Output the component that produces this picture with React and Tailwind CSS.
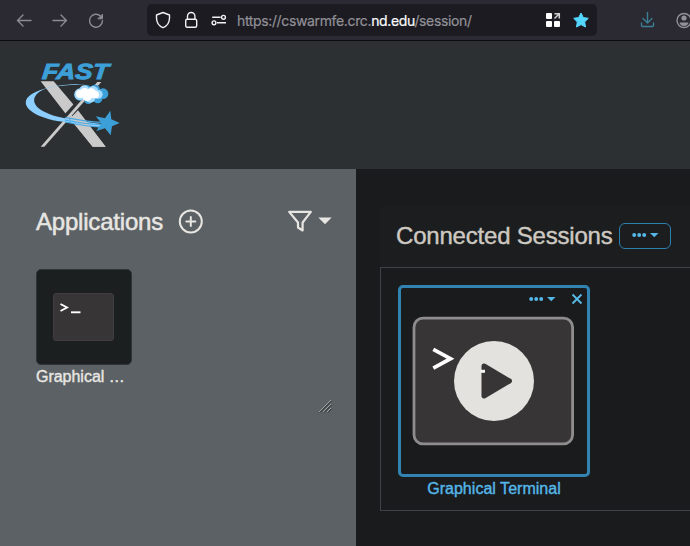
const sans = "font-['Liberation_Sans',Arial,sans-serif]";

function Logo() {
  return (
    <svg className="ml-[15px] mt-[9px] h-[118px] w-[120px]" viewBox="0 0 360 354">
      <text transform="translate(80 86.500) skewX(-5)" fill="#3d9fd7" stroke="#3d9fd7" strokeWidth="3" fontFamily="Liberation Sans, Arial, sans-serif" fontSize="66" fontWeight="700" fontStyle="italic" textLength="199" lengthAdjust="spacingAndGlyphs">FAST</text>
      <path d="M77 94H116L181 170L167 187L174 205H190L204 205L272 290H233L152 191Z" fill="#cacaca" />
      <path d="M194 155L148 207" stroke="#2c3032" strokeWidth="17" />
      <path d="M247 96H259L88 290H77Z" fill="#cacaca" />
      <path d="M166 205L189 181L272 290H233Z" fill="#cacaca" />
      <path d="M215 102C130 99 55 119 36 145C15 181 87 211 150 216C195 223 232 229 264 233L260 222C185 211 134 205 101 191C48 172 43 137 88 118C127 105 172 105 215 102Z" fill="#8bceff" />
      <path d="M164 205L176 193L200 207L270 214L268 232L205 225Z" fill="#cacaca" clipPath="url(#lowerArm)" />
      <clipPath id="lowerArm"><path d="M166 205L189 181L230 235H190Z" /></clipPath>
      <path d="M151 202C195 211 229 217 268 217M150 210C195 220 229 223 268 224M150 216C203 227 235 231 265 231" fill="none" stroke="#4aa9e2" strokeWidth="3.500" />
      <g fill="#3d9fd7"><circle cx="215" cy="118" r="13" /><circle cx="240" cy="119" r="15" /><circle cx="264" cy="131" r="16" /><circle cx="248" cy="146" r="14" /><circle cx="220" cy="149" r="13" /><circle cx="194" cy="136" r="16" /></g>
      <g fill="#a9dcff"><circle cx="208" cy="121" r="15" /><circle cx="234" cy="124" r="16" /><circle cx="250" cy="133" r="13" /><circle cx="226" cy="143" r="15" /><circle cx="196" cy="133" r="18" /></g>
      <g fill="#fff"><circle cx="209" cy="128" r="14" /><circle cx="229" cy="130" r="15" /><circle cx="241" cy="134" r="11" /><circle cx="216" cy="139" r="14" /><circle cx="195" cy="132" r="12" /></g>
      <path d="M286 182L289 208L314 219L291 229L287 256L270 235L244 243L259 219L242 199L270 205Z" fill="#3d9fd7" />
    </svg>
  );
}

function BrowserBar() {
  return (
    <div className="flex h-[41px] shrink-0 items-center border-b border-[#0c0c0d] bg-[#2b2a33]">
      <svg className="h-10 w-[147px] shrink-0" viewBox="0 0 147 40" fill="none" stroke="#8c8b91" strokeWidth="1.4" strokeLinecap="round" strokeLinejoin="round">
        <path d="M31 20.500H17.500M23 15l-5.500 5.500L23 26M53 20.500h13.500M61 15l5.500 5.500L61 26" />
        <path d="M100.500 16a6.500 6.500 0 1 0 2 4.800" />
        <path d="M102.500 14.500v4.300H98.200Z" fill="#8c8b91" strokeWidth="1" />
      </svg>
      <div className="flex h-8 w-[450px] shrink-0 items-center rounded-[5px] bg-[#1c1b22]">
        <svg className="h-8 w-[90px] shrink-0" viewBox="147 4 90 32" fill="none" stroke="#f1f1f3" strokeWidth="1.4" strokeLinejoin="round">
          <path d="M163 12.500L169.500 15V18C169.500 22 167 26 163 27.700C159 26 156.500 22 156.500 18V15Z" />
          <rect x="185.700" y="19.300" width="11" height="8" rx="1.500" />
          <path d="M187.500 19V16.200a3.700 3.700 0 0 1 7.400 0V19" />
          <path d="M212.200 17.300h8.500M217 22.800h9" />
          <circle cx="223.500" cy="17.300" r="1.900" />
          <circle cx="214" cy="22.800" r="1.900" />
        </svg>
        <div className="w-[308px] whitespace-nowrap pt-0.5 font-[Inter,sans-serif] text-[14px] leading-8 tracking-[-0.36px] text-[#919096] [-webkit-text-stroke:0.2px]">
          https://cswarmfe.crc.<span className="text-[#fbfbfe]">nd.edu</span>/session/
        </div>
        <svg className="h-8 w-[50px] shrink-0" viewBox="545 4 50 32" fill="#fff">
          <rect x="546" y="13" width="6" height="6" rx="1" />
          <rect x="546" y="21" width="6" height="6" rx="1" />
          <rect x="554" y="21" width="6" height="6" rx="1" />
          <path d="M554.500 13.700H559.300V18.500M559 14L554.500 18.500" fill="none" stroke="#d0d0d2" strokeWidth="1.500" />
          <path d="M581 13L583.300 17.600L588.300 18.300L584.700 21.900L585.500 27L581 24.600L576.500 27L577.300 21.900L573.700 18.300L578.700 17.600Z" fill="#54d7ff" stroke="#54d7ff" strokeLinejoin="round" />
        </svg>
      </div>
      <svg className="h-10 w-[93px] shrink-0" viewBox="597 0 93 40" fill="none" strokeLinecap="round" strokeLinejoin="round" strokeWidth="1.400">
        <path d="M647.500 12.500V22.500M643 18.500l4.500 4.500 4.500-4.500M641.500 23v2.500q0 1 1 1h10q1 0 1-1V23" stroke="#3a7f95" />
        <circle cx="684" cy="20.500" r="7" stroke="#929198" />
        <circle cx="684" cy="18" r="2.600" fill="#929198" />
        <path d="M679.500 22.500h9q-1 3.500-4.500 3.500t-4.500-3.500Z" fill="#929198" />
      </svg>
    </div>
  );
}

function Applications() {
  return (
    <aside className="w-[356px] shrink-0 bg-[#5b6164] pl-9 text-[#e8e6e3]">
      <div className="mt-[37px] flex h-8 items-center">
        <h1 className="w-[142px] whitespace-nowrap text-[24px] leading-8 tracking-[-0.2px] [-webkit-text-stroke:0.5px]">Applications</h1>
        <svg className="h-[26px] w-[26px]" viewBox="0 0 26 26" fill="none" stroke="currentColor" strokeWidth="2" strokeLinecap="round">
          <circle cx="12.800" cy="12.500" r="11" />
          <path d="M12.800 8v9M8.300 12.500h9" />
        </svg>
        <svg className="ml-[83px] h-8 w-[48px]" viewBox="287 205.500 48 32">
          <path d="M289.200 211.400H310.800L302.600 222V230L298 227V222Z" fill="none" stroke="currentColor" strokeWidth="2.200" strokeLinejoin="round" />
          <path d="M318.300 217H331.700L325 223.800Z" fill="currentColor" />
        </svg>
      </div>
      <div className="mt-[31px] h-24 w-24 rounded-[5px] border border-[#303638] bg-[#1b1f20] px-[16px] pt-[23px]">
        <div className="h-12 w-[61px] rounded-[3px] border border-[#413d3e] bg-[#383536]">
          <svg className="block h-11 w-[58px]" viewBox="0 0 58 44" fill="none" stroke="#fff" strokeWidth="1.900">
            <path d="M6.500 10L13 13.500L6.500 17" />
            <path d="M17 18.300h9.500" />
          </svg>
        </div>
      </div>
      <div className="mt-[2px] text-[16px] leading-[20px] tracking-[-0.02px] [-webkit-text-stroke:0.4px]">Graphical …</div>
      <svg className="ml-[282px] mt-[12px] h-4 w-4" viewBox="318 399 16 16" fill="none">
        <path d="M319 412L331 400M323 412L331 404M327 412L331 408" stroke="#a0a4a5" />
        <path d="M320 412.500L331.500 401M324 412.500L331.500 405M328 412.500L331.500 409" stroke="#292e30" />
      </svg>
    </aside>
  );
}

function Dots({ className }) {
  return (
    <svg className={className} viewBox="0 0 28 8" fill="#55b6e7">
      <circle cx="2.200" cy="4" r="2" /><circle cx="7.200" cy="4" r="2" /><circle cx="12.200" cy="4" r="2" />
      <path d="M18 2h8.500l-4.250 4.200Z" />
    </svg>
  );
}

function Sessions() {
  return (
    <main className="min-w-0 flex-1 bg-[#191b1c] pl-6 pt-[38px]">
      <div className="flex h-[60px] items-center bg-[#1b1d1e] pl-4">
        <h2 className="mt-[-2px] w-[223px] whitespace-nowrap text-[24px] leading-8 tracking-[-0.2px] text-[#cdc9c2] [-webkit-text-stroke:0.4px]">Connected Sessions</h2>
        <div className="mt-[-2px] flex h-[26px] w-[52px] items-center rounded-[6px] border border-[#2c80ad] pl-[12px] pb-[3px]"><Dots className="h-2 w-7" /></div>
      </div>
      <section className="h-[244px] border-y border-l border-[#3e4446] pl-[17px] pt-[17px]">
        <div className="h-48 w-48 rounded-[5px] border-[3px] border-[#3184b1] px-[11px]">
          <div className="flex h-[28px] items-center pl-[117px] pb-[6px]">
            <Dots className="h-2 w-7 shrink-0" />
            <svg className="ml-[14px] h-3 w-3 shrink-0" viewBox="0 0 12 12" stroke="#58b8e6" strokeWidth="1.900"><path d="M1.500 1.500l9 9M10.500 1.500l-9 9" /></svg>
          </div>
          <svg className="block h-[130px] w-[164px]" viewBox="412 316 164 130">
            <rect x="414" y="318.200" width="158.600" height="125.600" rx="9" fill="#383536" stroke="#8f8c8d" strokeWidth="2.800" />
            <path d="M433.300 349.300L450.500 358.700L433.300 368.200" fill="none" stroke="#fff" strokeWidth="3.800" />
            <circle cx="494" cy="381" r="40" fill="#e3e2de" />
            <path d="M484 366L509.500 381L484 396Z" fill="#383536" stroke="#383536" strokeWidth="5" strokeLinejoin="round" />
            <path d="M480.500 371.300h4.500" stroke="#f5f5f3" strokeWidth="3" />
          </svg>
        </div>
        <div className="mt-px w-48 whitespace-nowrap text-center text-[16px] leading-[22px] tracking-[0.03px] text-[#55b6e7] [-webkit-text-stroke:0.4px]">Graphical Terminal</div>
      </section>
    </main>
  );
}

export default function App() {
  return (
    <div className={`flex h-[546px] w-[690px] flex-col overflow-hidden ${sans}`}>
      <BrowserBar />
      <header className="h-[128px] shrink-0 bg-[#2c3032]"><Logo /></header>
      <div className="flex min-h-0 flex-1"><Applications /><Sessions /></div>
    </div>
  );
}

= = = =

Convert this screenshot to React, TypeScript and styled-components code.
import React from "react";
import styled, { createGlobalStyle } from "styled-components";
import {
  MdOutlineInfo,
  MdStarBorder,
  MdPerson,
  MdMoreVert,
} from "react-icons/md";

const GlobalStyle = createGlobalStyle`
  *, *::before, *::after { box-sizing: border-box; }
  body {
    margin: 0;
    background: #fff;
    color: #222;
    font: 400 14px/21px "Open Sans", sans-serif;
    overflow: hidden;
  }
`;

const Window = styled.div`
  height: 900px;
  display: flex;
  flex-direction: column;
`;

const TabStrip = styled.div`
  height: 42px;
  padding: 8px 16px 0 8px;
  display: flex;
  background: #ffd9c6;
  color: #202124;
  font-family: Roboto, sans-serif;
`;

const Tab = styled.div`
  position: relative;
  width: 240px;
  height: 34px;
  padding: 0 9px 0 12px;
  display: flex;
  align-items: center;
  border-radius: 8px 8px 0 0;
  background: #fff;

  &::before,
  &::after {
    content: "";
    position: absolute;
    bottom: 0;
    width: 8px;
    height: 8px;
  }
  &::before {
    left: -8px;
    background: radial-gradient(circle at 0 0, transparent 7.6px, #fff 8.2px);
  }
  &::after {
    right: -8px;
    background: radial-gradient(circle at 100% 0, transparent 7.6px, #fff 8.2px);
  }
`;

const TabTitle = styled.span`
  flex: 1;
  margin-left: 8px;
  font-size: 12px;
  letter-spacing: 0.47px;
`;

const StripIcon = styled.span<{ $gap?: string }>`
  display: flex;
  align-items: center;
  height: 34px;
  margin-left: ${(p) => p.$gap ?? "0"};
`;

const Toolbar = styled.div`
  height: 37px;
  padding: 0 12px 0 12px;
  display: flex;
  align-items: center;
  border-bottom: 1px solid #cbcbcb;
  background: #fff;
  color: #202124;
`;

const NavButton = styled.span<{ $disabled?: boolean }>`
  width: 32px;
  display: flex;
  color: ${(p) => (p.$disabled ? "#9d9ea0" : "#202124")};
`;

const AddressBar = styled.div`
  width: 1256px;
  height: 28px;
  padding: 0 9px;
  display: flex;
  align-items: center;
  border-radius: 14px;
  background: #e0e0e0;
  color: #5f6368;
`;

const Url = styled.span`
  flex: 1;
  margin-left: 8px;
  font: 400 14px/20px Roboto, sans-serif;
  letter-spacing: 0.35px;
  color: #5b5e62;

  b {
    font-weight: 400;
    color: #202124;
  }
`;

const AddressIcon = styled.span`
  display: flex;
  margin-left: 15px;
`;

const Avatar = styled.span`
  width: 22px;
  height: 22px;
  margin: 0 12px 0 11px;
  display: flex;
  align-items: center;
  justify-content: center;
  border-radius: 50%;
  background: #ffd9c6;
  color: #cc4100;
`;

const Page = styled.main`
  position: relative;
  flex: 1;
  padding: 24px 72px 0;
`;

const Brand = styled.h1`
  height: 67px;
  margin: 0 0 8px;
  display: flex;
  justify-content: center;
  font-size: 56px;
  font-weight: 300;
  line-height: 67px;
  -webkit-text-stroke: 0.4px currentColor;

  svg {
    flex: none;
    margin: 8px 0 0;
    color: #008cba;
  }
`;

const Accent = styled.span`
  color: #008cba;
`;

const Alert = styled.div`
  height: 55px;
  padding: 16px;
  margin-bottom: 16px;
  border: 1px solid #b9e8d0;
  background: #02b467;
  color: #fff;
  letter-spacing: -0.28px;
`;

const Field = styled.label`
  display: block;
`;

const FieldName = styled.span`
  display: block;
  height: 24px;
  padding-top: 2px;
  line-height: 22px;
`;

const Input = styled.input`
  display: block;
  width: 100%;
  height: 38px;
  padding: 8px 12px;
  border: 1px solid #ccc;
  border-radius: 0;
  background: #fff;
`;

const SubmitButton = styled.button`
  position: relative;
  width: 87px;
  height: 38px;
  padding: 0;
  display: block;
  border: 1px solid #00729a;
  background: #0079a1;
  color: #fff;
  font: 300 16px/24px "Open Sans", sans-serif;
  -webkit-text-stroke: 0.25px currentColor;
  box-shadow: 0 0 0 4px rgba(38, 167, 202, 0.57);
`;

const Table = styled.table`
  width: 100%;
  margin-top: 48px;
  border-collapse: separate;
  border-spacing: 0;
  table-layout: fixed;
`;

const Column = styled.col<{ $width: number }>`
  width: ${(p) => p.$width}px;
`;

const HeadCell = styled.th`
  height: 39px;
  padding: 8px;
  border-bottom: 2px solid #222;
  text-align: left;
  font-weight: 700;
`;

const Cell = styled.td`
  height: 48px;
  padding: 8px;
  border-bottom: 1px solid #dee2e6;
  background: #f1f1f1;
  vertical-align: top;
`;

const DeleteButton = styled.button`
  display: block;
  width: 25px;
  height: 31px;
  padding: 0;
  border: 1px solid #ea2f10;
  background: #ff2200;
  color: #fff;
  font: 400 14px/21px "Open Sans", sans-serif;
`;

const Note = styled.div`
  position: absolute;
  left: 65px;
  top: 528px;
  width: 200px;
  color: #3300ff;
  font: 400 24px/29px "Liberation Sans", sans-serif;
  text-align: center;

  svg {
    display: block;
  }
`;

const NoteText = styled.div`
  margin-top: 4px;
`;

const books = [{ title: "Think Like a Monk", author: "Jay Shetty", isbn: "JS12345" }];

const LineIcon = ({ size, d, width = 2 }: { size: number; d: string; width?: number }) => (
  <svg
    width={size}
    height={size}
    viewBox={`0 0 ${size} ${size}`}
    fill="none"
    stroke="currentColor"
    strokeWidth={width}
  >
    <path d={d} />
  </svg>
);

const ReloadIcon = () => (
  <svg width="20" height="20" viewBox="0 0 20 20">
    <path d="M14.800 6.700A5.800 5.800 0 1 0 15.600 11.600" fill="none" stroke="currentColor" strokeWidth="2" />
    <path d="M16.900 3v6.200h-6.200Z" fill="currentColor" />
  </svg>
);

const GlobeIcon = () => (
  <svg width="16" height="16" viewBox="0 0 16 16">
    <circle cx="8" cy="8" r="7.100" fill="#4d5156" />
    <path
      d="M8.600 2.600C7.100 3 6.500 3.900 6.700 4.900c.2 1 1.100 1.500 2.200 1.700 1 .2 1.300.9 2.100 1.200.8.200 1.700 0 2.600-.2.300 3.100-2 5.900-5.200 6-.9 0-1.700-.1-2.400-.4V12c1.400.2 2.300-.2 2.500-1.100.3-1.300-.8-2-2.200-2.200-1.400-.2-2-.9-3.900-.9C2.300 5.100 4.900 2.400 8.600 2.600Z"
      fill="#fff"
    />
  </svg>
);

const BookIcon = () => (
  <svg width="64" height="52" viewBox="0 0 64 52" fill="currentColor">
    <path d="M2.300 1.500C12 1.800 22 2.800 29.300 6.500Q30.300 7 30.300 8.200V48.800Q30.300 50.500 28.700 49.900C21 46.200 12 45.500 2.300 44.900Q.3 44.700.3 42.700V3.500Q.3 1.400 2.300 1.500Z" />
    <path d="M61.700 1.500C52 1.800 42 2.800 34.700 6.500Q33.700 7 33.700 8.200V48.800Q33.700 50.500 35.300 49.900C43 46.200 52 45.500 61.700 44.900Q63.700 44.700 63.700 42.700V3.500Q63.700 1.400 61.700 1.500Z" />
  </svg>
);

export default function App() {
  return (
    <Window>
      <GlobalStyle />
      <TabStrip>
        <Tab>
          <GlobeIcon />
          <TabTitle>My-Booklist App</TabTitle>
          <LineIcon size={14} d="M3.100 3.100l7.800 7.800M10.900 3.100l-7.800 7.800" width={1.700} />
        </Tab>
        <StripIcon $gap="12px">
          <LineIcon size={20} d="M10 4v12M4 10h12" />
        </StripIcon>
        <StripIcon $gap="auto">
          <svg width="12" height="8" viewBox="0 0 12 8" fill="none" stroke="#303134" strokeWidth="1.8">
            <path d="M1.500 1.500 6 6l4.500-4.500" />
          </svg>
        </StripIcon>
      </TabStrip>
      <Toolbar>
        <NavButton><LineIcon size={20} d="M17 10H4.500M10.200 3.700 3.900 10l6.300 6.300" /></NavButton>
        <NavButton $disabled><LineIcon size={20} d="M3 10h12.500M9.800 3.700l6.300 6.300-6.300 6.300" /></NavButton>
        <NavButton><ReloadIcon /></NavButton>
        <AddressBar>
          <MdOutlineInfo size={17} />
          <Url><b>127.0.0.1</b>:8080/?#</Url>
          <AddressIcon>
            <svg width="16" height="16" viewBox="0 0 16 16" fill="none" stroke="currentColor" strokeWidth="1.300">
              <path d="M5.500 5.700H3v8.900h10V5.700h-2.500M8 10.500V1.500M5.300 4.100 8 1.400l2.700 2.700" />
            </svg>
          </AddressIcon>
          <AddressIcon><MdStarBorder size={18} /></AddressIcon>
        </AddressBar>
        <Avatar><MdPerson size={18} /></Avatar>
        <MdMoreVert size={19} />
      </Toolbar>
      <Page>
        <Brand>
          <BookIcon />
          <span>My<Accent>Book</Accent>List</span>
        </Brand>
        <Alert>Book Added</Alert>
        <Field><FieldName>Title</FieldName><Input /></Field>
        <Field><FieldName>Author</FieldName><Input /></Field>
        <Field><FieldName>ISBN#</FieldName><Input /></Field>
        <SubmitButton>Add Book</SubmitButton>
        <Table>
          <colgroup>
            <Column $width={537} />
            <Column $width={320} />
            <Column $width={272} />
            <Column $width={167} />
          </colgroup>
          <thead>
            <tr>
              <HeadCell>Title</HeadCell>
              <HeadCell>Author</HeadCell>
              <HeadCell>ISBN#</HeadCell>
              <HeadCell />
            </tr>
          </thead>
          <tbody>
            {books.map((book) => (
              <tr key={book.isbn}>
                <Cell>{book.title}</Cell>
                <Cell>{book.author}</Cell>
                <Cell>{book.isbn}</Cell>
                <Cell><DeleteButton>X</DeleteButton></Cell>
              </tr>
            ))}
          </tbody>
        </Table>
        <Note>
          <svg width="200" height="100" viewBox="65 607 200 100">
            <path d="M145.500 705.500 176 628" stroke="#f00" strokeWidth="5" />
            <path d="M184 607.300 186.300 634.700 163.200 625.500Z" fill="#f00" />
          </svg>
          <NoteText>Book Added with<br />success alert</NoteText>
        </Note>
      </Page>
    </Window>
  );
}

= = = =

Requirement: Pick out, from the lines above, every one that contains the string "components".

Solution below:
Convert this screenshot to React, TypeScript and styled-components code.
import styled, { createGlobalStyle } from "styled-components";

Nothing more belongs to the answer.